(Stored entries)
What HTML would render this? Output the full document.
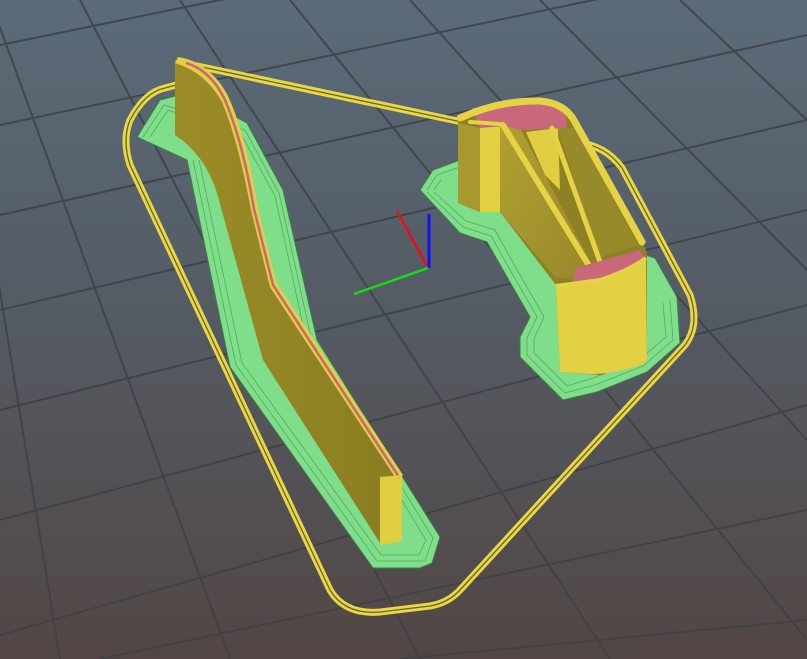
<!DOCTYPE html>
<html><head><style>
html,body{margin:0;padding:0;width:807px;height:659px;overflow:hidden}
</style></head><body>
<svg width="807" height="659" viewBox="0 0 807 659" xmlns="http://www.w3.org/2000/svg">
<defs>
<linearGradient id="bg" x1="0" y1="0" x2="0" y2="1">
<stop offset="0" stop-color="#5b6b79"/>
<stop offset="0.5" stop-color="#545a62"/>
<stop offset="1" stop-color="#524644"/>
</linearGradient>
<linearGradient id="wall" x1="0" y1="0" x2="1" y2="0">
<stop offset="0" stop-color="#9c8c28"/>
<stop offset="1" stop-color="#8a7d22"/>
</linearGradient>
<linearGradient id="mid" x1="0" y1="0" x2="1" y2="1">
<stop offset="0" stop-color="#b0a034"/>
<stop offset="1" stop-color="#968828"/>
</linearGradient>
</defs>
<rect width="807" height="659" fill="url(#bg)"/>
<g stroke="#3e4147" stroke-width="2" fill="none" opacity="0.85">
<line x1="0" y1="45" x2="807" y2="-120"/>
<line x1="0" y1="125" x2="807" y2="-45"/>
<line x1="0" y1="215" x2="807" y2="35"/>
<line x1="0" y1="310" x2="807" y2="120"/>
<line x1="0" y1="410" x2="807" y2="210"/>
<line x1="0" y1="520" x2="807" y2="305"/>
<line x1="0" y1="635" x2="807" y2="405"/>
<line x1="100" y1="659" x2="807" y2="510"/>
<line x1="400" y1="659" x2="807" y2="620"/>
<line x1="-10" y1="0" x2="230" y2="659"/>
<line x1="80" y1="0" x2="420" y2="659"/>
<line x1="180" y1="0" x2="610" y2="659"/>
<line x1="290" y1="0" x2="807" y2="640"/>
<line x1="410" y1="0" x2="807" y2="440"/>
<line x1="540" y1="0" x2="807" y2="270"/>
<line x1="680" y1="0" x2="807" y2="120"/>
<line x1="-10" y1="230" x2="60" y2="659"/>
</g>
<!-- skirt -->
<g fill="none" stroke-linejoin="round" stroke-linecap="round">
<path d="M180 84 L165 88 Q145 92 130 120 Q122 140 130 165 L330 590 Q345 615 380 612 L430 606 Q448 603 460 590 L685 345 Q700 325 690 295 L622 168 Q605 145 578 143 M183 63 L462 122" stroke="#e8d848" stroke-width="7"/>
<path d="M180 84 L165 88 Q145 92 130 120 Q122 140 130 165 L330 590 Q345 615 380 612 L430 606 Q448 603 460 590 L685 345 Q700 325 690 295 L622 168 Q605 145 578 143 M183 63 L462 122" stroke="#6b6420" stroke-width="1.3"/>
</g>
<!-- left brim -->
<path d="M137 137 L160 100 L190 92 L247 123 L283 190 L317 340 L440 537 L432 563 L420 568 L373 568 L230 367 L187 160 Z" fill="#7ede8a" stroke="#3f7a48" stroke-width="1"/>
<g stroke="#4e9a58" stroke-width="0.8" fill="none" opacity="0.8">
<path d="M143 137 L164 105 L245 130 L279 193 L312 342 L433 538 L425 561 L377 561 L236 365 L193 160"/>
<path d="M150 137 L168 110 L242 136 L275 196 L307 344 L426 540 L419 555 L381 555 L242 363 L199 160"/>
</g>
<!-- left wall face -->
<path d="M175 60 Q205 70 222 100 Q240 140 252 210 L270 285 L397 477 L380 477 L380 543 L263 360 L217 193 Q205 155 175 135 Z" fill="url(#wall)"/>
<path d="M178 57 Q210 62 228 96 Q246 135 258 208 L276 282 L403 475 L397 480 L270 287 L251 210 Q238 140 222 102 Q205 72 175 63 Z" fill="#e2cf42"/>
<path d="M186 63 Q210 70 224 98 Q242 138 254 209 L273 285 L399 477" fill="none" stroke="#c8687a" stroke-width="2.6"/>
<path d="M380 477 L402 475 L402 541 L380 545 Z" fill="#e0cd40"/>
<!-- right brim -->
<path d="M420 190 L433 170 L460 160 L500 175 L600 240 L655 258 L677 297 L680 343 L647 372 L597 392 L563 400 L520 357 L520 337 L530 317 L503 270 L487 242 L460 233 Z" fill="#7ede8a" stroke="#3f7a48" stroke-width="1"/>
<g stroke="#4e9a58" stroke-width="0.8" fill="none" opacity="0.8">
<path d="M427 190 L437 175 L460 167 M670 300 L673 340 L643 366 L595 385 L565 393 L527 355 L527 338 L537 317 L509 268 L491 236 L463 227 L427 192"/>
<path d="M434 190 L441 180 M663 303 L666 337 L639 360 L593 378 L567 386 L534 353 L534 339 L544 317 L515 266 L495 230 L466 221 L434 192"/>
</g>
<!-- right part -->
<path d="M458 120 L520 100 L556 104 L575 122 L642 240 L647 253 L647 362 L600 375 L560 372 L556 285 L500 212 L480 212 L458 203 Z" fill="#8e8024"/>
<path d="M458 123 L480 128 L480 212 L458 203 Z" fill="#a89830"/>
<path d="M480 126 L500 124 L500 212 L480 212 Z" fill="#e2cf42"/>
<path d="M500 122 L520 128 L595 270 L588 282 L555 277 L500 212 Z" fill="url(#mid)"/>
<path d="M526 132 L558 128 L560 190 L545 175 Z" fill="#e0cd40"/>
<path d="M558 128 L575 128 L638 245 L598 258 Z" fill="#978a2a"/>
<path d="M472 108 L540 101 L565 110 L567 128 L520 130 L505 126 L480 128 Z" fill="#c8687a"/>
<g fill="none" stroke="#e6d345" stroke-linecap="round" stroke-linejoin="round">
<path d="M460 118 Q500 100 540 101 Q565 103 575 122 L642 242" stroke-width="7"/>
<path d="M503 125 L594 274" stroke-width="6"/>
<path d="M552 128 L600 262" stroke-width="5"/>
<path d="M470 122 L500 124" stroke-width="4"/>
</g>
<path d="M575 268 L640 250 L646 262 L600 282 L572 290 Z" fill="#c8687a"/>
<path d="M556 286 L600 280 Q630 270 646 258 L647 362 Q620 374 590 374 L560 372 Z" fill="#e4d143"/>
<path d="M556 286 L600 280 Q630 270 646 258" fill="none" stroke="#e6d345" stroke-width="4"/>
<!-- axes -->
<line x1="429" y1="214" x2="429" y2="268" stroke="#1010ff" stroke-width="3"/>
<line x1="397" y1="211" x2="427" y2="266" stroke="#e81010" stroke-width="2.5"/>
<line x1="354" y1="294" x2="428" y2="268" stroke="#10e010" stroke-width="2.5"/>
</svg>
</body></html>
* * *
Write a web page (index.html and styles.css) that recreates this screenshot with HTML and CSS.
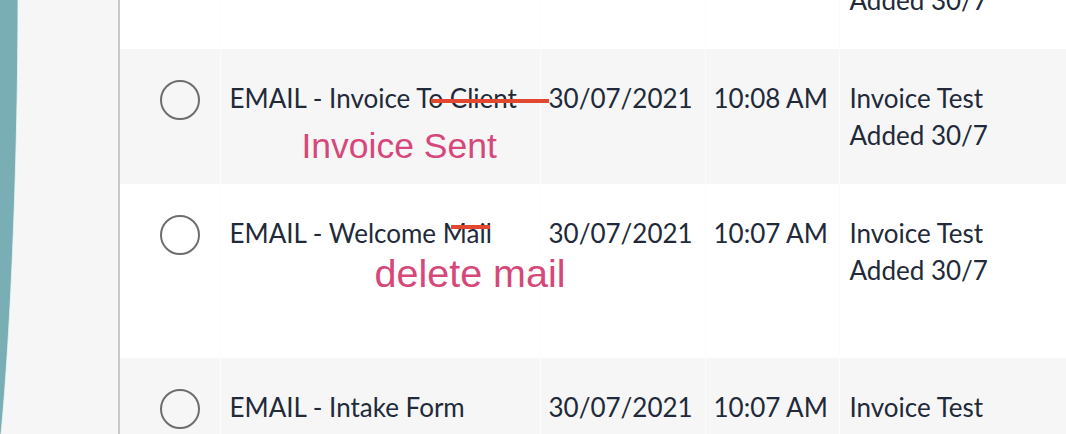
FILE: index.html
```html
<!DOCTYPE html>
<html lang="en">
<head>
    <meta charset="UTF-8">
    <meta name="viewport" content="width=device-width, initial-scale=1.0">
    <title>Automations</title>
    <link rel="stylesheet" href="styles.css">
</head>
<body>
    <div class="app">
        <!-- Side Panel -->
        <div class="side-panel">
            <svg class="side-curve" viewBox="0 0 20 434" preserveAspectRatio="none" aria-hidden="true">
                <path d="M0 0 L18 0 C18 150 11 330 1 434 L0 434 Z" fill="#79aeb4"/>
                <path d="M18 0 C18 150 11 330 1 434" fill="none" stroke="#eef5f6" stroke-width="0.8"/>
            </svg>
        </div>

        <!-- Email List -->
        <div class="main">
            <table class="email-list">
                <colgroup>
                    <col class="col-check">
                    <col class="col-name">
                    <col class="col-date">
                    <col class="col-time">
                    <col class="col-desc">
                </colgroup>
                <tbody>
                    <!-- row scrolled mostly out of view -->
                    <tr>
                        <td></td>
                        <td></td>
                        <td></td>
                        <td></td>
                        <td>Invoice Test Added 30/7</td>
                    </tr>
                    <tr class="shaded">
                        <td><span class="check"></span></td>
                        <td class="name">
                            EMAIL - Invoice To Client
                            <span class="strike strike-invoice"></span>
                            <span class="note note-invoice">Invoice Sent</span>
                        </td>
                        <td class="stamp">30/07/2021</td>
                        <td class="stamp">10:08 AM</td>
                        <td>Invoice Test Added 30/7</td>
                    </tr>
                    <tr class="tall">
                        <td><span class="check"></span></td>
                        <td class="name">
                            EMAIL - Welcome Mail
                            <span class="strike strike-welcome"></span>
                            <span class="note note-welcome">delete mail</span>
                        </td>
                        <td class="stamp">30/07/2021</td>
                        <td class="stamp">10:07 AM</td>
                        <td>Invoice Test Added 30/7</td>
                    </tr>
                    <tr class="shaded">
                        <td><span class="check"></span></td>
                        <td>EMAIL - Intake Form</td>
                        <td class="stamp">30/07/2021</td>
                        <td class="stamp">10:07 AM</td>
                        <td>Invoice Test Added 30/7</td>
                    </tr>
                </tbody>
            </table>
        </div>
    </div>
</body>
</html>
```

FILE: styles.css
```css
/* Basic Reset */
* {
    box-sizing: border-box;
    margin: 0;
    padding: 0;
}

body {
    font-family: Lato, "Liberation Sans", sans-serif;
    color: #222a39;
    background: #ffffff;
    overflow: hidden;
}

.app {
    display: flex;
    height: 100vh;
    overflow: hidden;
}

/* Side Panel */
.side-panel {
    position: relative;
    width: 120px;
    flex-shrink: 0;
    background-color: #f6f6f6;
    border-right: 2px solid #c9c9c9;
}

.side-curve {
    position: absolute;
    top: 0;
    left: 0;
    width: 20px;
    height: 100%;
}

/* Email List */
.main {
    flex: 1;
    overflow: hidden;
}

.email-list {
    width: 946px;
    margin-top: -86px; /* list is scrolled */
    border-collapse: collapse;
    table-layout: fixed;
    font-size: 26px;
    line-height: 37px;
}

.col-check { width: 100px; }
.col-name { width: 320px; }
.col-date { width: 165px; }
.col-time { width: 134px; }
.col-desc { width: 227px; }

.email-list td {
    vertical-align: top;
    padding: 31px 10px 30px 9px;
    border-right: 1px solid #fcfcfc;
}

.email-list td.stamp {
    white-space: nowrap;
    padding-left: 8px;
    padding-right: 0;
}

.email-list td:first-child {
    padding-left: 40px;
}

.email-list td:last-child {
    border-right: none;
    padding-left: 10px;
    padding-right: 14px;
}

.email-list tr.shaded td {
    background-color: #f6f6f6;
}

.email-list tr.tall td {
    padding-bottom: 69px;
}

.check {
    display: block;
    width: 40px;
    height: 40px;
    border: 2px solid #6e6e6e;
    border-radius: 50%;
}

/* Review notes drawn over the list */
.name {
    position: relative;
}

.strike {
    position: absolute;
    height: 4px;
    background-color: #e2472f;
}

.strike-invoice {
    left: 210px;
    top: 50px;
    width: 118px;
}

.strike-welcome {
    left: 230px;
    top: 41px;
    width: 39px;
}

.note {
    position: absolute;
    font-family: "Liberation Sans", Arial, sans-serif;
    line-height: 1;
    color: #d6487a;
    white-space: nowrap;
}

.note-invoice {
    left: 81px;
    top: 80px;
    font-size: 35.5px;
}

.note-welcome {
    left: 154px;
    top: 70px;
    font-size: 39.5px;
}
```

* _Task to carry out_
Your task is to pick out every line with the string "index" and copy it.

* _Answer to the problem_
Write a web page (index.html and styles.css) that recreates this screenshot with HTML and CSS.
FILE: index.html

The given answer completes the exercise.